If this is a concern to you, I suggest filing a bug.

There is a similar function in the namespace cooperative_groups::details, but you are not supposed to depend on anything in such a “details” namespace, so that is as far as I’ll go.

If it were me, and I wanted to construct my own, I would follow that example.

Apologies Robert, but I have no useful C++ knowledge, having progressed to a pretty average C competency.

Is there a file you can refer me to for this “example”?

Thanks.

generally speaking, in CUDA, when you want to use cooperative groups functionality, you should include the header file cooperative_groups.h. So that header file is going to be in the “usual place” for CUDA header files.

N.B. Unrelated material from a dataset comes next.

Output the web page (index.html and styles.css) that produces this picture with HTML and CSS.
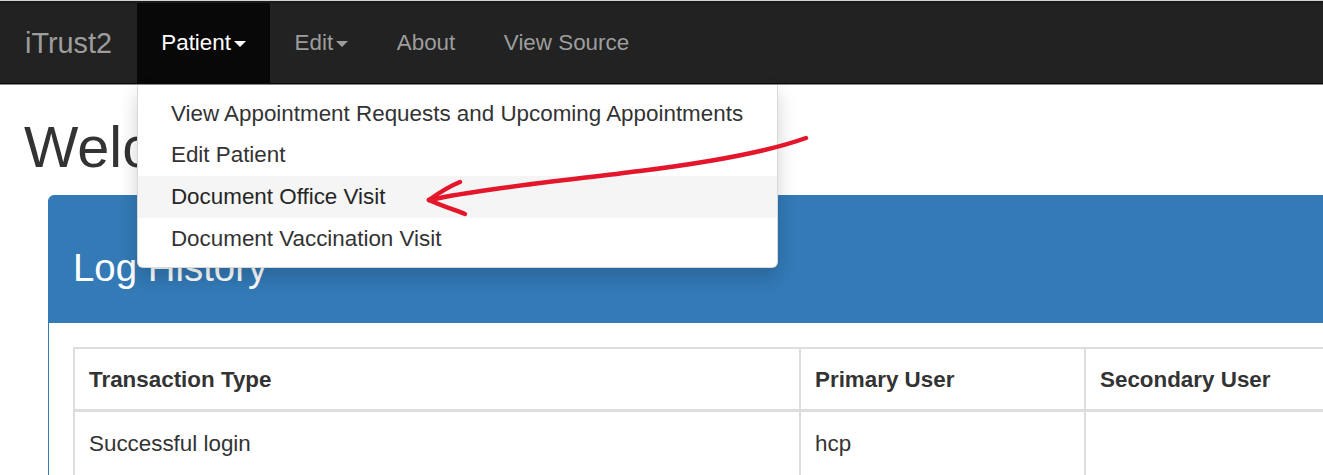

On a typical linux install that would be /usr/local/cuda/include

If you study that include file, or just look around in that directory, you will notice a subdirectory called cooperative_groups (at least it is there on my CUDA 11.4 install). Inside that is a directory called details. In that directory you will find helpers.h. (this appears to be a “helper function”, implemented in the details namespace, for cooperative groups). If you:

grep lanemask /usr/local/cuda/include/cooperative_groups/details/helpers.h

You’ll find an example function that could be used as a model to create your own lanemask_lt.

1 Like

Thanks for that.

Follow up: I had not realised “lanemask_lt” was a special register. As such, it’s described in the PTX ISA:

Yep. I interpreted the request here to be a function callable from CUDA C++.

If you’re doing PTX you can use it directly. But it isn’t formally exposed in CUDA C++ via any builtins or intrinsics that I am aware of.